Catalonia Lays the Groundwork for Another Secession Referendum from Spain

Catalonia Lays the Groundwork for Another Secession Referendum from Spain

Catalan Government are pushing again for independence
The Catalonian regional government are preparing to put together another referendum vote on secession from Spain – even though such a referendum would likely not have any legal standing in Spanish law.

Two years ago Catalonia held a symbolic vote by pro-independence campaigners. Over two million voters turned up keep to gain independence from Spain, but there wasn’t much turnout overall because the referendum would have no real effect on Catalonia’s independence.

The Catalan government recently issued an opinion that showed some 45.3% of Catalans support secession, while 46.8% are against it.
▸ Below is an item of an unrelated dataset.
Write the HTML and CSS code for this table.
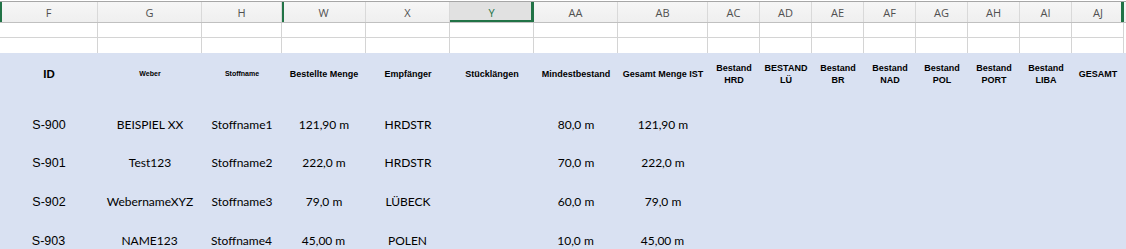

It’s unlikely that there will actually be a legally binding vote. The Rajoy government and Madrid have said on numerous occasions that they are not going to countenance talk of an official referendum, and even placed sanctions and brought charges against some of the senior politicians that were involved in the last vote.

Raul Romeva, former MEP and the foreign policy chief of the Catalan government has said that he would be willing to face such consequences as he continues to push for a referendum vote in September.

Romeva says that the referendum is being prepared because Catalan needs to be ready, whether the referendum is agreed on or not. The Catalan government recently met with the Madrid government, but it’s unknown if secession was a topic of conversation or not. There have been rumours that the Spanish government has put together an offer for moving forward, but there’s been nothing concrete announced so far.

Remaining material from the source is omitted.